Clearly, the current debate has been held hostage to the narrow interests of politicians as opposed to those of Kenyans in general. The manner in which the Jubilee coalition has bulldozed the amendments through Parliament, despite its own Senators acknowledging that the Bill contains unconstitutional provisions, amply demonstrates this. In fact, the entire discourse on electoral reform has been polarized by politicians seeking advantage rather than attempting to reason out and fix the problems with the system. What they want is to win. Whether that win is secured in a fair and open manner is of secondary importance to them.

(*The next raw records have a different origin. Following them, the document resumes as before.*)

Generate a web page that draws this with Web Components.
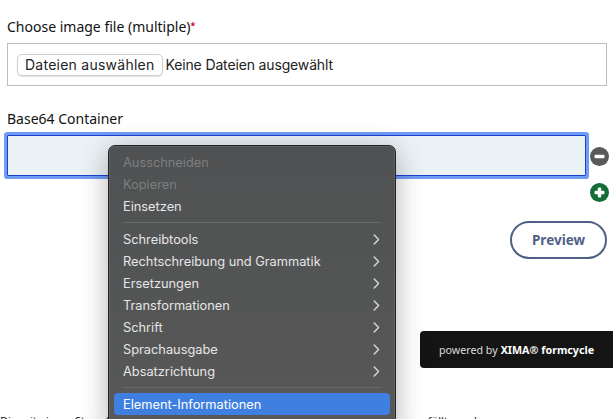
<!DOCTYPE html>
<html lang="de">
<head>
<meta charset="utf-8">
<title>Base64 Container</title>
<style>
  html, body { margin: 0; height: 100%; overflow: hidden; background: #fff; }
</style>
</head>
<body>
<form-page>
  <form-field label="Choose image file (multiple)" required>
    <file-box></file-box>
  </form-field>
  <form-field label="Base64 Container">
    <base64-row></base64-row>
  </form-field>
  <form-actions></form-actions>
  <powered-badge></powered-badge>
  <form-footnote></form-footnote>
  <context-menu></context-menu>
</form-page>

<script>
class FormPage extends HTMLElement {
  constructor() {
    super();
    this.attachShadow({ mode: "open" });
    this.shadowRoot.innerHTML = `
      <style>
        :host {
          display: flex;
          flex-direction: column;
          position: relative;
          height: 419px;
          overflow: hidden;
          padding: 18px 6px 0 7px;
          box-sizing: border-box;
          font-family: "Noto Sans", Arial, sans-serif;
          color: #111;
        }
      </style>
      <slot></slot>
    `;
  }
}

class FormField extends HTMLElement {
  constructor() {
    super();
    this.attachShadow({ mode: "open" });
    const req = this.hasAttribute("required") ? '<span class="req">*</span>' : "";
    this.shadowRoot.innerHTML = `
      <style>
        :host { display: block; flex: none; margin-top: 24px; }
        :host(:first-child) { margin-top: 0; }
        .label {
          font-size: 14px;
          line-height: 18px;
          margin-bottom: 7px;
          white-space: nowrap;
        }
        .req { color: #d0021b; font-size: 9px; line-height: 0; vertical-align: 3px; font-weight: bold; }
      </style>
      <div class="label">${this.getAttribute("label")}${req}</div>
      <slot></slot>
    `;
  }
}

class FileBox extends HTMLElement {
  constructor() {
    super();
    this.attachShadow({ mode: "open" });
    this.shadowRoot.innerHTML = `
      <style>
        :host {
          display: flex;
          align-items: center;
          height: 43px;
          box-sizing: border-box;
          padding: 0 9px;
          border: 1px solid #bdbdbd;
          font-family: Inter, "Liberation Sans", sans-serif;
          font-size: 14px;
          color: #222;
        }
        .btn {
          height: 22px;
          line-height: 20px;
          box-sizing: border-box;
          padding: 0 7px;
          border: 1px solid #cfcfcf;
          border-radius: 5px;
          background: #fff;
          box-shadow: 0 1px 1px rgba(0,0,0,.12);
          margin-right: 3px;
          white-space: nowrap;
          letter-spacing: .25px;
        }
        .none { letter-spacing: -.15px; }
      </style>
      <span class="btn">Dateien auswählen</span>
      <span class="none">Keine Dateien ausgewählt</span>
    `;
  }
}

class Base64Row extends HTMLElement {
  constructor() {
    super();
    this.attachShadow({ mode: "open" });
    this.shadowRoot.innerHTML = `
      <style>
        :host { display: flex; align-items: flex-start; gap: 4px; }
        .input {
          width: 579px;
          height: 41px;
          box-sizing: border-box;
          background: #ebf2f5;
          border: 1px solid #1f3fd1;
          box-shadow: 0 0 0 3px #6f9cf5;
          border-radius: 1px;
          flex: none;
        }
        .btns { display: flex; flex-direction: column; gap: 17px; padding-top: 12px; }
        svg { display: block; width: 19px; height: 19px; }
      </style>
      <div class="input"></div>
      <div class="btns">
        <svg viewBox="0 0 19 19"><circle cx="9.5" cy="9.5" r="9.5" fill="#5a5a5a"/><rect x="4.5" y="7.8" width="10" height="3.4" rx="1" fill="#fff"/></svg>
        <svg viewBox="0 0 19 19"><circle cx="9.5" cy="9.5" r="9.5" fill="#146c36"/><rect x="4.5" y="7.8" width="10" height="3.4" rx="1" fill="#fff"/><rect x="7.8" y="4.5" width="3.4" height="10" rx="1" fill="#fff"/></svg>
      </div>
    `;
  }
}

class FormActions extends HTMLElement {
  constructor() {
    super();
    this.attachShadow({ mode: "open" });
    this.shadowRoot.innerHTML = `
      <style>
        :host { display: flex; flex: none; justify-content: flex-end; margin-top: 19px; }
        .preview {
          width: 97px;
          height: 38px;
          box-sizing: border-box;
          border: 2px solid #4f5f86;
          border-radius: 19px;
          color: #4f5f86;
          font-weight: 700;
          font-size: 13.5px;
          display: flex;
          align-items: center;
          justify-content: center;
        }
      </style>
      <div class="preview">Preview</div>
    `;
  }
}

class PoweredBadge extends HTMLElement {
  constructor() {
    super();
    this.attachShadow({ mode: "open" });
    this.shadowRoot.innerHTML = `
      <style>
        :host {
          display: flex;
          flex: none;
          align-items: center;
          justify-content: center;
          align-self: flex-end;
          width: 193px;
          height: 37px;
          margin: 72px -6px 0 0;
          background: #141414;
          border-radius: 4px 0 0 4px;
          color: #ddd;
          font-size: 10.7px;
          white-space: nowrap;
        }
        b { color: #fff; margin: 0 3px; }
        b + b { margin: 0; }
      </style>
      <span>powered by<b>XIMA®</b><b>formcycle</b></span>
    `;
  }
}

class FormFootnote extends HTMLElement {
  constructor() {
    super();
    this.attachShadow({ mode: "open" });
    this.shadowRoot.innerHTML = `
      <style>
        :host { display: block; flex: none; margin: 44px -200px 0 -7px; font-size: 11px; line-height: 18px; white-space: nowrap; color: #222; }
        span { color: #d0021b; }
      </style>
      Die mit einem Stern (<span>*</span>) gekennzeichneten Eingabefelder müssen vollständig ausgefüllt werden.
    `;
  }
}

class ContextMenu extends HTMLElement {
  constructor() {
    super();
    this.attachShadow({ mode: "open" });
    const item = (t, sub, cls = "") => `<div class="item ${cls}"><span>${t}</span>${sub ? '<svg viewBox="0 0 7 11"><path d="M1.2 1 L5.6 5.5 L1.2 10" fill="none" stroke="currentColor" stroke-width="1.4" stroke-linecap="round" stroke-linejoin="round"/></svg>' : ""}</div>`;
    this.shadowRoot.innerHTML = `
      <style>
        :host {
          display: block;
          position: absolute;
          left: 108px;
          top: 145px;
          width: 288px;
          height: 290px;
          box-sizing: border-box;
          padding: 5px;
          background: linear-gradient(#4f5152, #585858);
          border: 1px solid #222;
          border-radius: 7px;
          box-shadow: 0 0 0 .5px rgba(255,255,255,.2) inset, 0 6px 28px rgba(0,0,0,.3);
          font-family: Inter, "Liberation Sans", sans-serif;
          font-size: 12.8px;
          color: #e6e6e6;
        }
        .item {
          display: flex;
          align-items: center;
          justify-content: space-between;
          height: 22px;
          padding: 0 10px 0 9px;
          white-space: nowrap;
        }
        .item svg { width: 7px; height: 11px; color: #d8d8d8; }
        .off { color: #7c7e7f; }
        .sel { background: #3f7fe0; border-radius: 4px; color: #fff; }
        hr { border: 0; border-top: 1px solid #67696a; margin: 5px 9px; }
      </style>
      ${item("Ausschneiden", false, "off")}
      ${item("Kopieren", false, "off")}
      ${item("Einsetzen")}
      <hr>
      ${item("Schreibtools", true)}
      ${item("Rechtschreibung und Grammatik", true)}
      ${item("Ersetzungen", true)}
      ${item("Transformationen", true)}
      ${item("Schrift", true)}
      ${item("Sprachausgabe", true)}
      ${item("Absatzrichtung", true)}
      <hr>
      ${item("Element-Informationen", false, "sel")}
    `;
  }
}

customElements.define("form-page", FormPage);
customElements.define("form-field", FormField);
customElements.define("file-box", FileBox);
customElements.define("base64-row", Base64Row);
customElements.define("form-actions", FormActions);
customElements.define("powered-badge", PoweredBadge);
customElements.define("form-footnote", FormFootnote);
customElements.define("context-menu", ContextMenu);
</script>
</body>
</html>
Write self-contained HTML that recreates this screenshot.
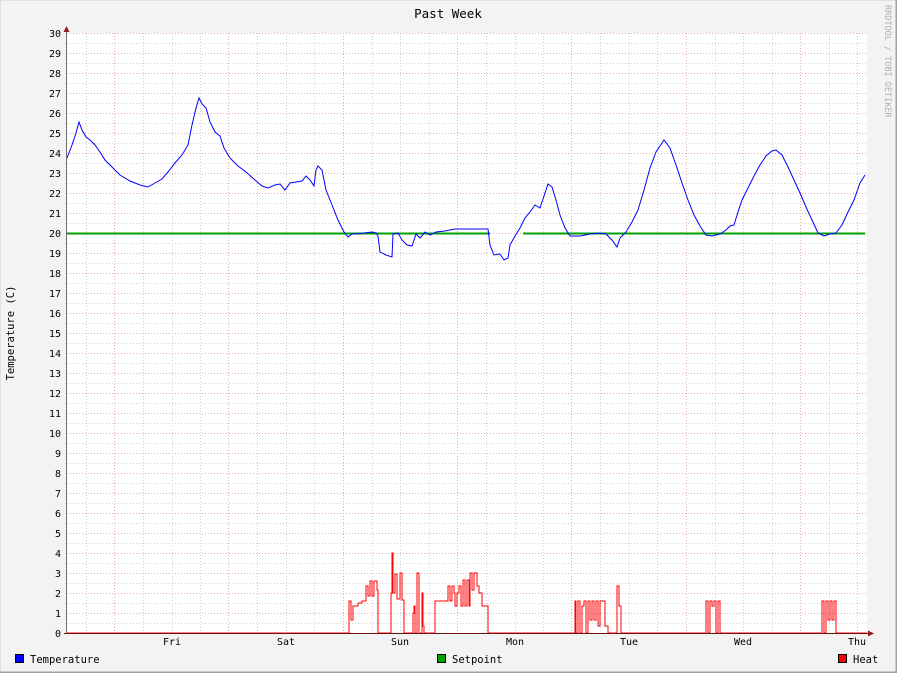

Yet it is a matter of life and death for the rest of Kenya. Thus the passage of the amendments and their imminent signing into law by President Uhuru Kenyatta should not be the end of the matter. We still can and must free ourselves from the tyranny of numbskulls and insist that needed reforms are not left to the whims of politicians but are discussed and agreed in for a that include a much wider array of stakeholders and interest groups including but not limited to academics, professional associations, media, civil society and religious leaders. The reforms must also be about resolving the historical problems that have plagued our elections and ensuring a transparent, free, fair and credible vote, rather than a win for particular candidates.